* Given data:

* * * * * * * * *

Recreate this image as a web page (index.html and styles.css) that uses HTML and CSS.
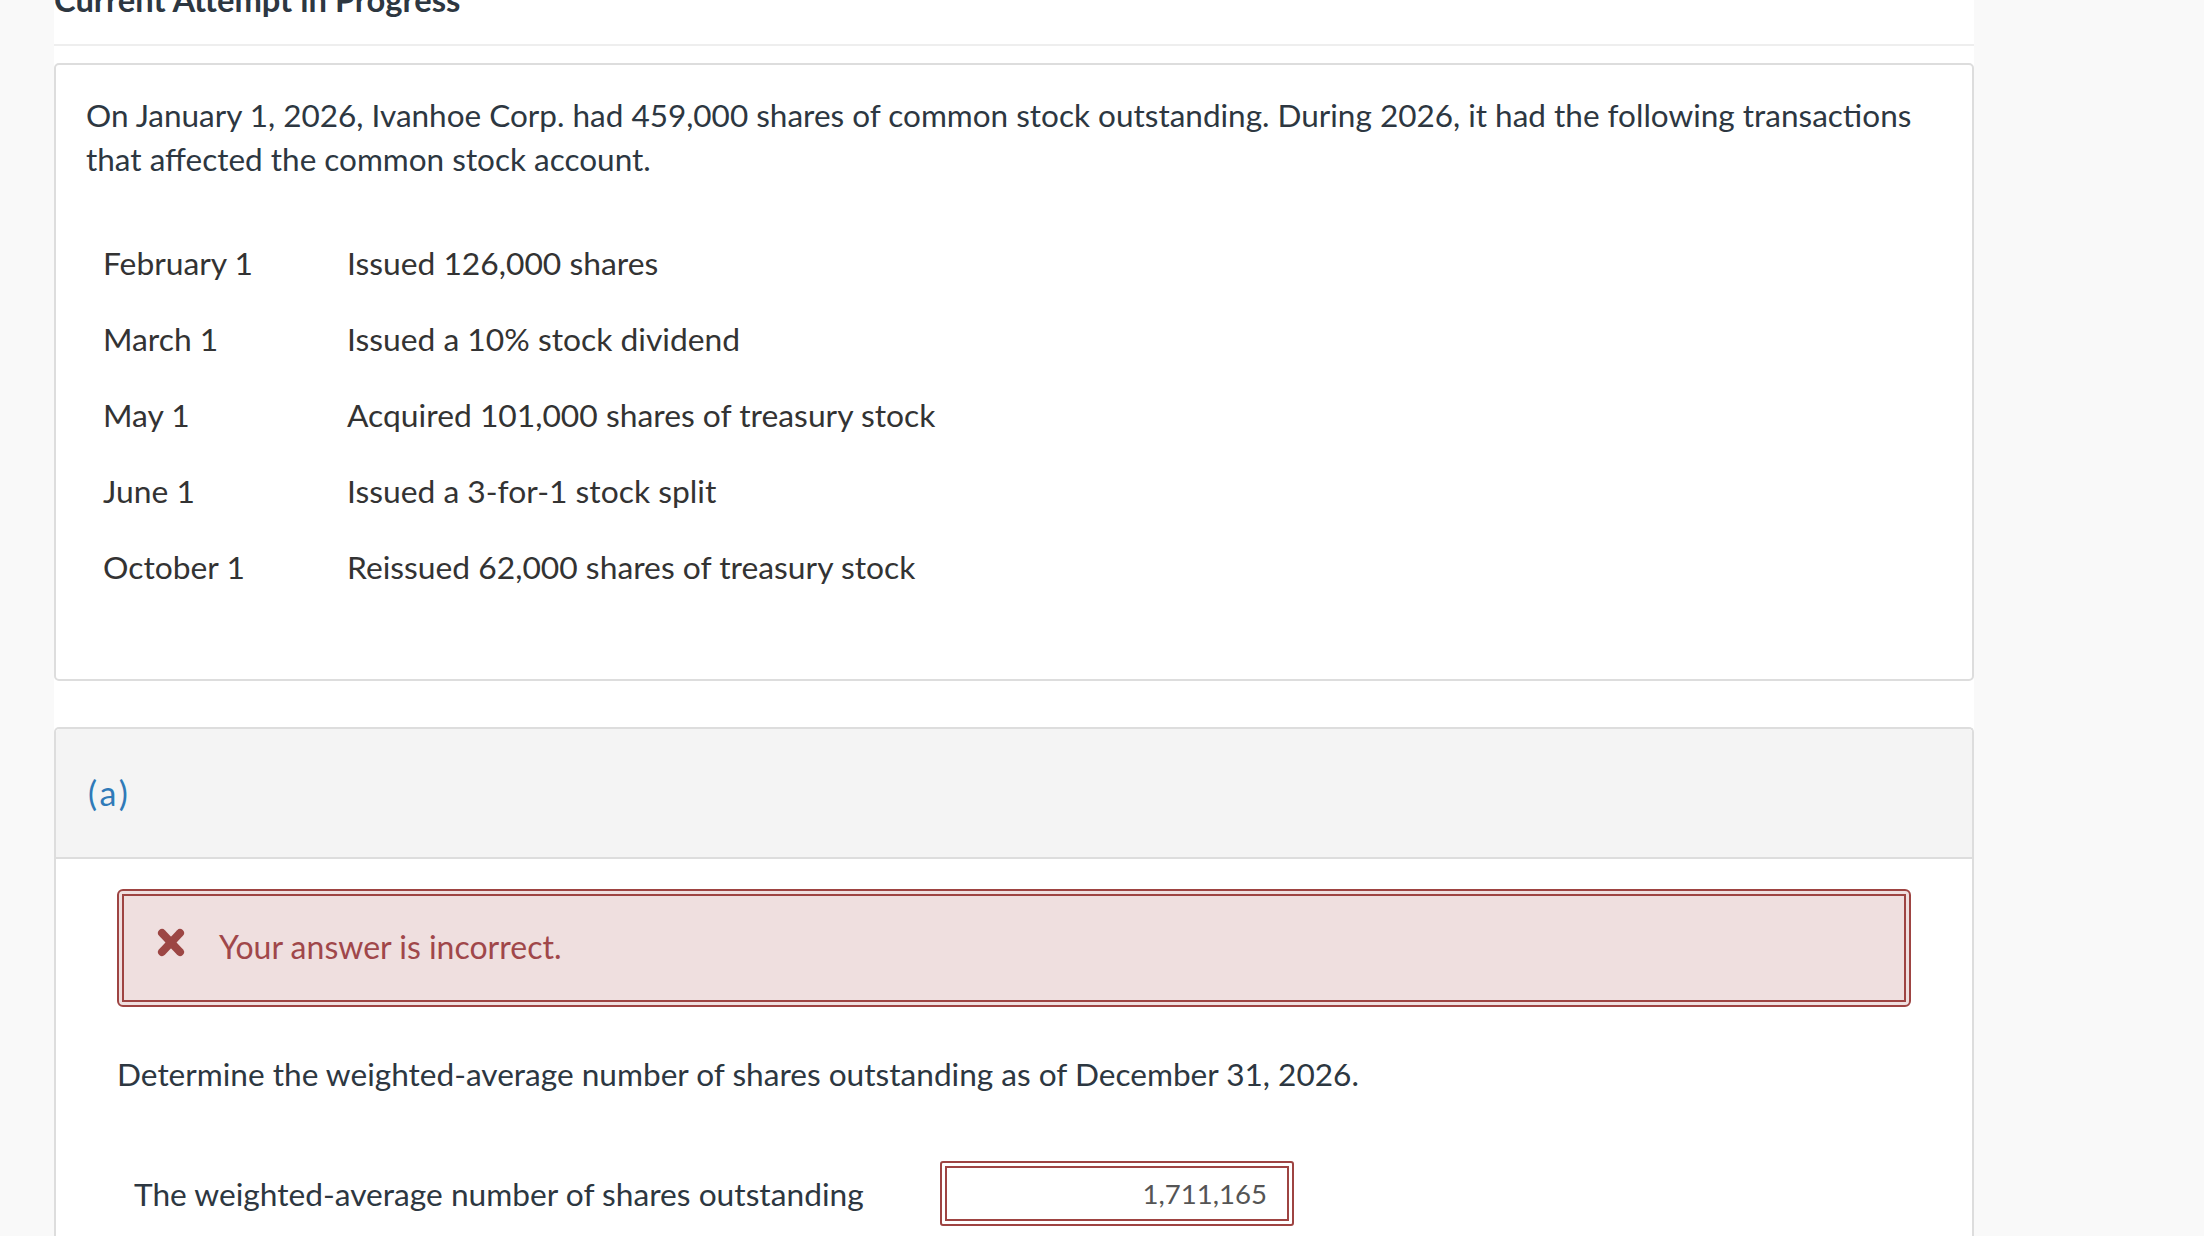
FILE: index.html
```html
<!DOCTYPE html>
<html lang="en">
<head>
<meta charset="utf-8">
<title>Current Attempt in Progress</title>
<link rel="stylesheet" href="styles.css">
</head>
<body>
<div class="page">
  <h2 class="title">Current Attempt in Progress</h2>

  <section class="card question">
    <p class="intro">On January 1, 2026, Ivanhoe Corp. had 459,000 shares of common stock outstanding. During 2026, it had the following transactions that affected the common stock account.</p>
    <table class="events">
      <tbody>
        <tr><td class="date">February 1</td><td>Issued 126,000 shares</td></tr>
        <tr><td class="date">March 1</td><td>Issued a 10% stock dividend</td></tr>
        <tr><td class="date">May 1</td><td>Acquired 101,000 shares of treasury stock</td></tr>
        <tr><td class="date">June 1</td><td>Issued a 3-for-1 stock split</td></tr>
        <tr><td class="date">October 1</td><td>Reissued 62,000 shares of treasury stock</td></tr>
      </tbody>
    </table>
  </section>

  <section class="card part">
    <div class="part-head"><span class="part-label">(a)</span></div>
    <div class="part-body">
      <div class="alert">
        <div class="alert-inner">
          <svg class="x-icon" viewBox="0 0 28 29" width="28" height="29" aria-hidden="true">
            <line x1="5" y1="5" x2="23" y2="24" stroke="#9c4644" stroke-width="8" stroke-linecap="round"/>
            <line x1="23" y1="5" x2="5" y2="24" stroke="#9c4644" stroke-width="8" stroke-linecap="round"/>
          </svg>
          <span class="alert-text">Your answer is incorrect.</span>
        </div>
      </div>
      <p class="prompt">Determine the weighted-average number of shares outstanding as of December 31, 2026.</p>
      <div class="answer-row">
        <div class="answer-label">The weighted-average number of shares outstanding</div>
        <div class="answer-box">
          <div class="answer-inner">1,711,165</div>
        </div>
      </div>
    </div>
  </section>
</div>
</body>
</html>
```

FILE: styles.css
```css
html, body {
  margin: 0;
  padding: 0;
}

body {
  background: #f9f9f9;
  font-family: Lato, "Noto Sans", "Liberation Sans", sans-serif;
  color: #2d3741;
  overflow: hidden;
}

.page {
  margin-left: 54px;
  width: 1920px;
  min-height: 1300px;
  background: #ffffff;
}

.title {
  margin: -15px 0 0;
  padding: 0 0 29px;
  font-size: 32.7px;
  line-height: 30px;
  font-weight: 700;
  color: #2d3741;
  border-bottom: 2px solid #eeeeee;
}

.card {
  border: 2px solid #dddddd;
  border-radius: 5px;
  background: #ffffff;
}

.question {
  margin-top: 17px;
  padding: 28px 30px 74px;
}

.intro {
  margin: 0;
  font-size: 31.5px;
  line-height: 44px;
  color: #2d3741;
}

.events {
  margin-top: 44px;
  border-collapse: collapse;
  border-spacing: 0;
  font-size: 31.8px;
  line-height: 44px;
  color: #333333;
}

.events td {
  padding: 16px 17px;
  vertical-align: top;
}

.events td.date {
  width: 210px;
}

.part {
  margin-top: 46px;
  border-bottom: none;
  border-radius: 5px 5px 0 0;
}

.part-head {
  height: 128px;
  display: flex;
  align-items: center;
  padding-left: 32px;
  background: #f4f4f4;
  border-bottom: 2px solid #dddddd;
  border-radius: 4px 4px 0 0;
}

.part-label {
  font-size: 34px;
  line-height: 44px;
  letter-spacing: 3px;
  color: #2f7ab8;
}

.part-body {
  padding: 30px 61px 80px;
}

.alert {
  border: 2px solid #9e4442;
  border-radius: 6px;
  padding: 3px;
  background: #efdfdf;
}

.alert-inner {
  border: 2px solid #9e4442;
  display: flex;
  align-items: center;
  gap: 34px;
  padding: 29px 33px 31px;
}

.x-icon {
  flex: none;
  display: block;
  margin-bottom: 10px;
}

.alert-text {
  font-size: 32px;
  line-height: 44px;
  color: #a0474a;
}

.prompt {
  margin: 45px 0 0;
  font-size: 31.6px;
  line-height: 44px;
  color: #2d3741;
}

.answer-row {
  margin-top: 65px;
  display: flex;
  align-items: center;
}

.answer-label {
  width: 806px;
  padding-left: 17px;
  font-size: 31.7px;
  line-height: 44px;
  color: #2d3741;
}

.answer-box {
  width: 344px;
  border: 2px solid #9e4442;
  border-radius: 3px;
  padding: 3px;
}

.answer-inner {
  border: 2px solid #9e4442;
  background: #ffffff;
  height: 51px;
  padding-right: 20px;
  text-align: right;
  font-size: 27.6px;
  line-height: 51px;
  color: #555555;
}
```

* * * * * * * * *

* Short exercise: Scan the material and collect every line that contains "styles".

* Correct answer:
Recreate this image as a web page (index.html and styles.css) that uses HTML and CSS.
<link rel="stylesheet" href="styles.css">
FILE: styles.css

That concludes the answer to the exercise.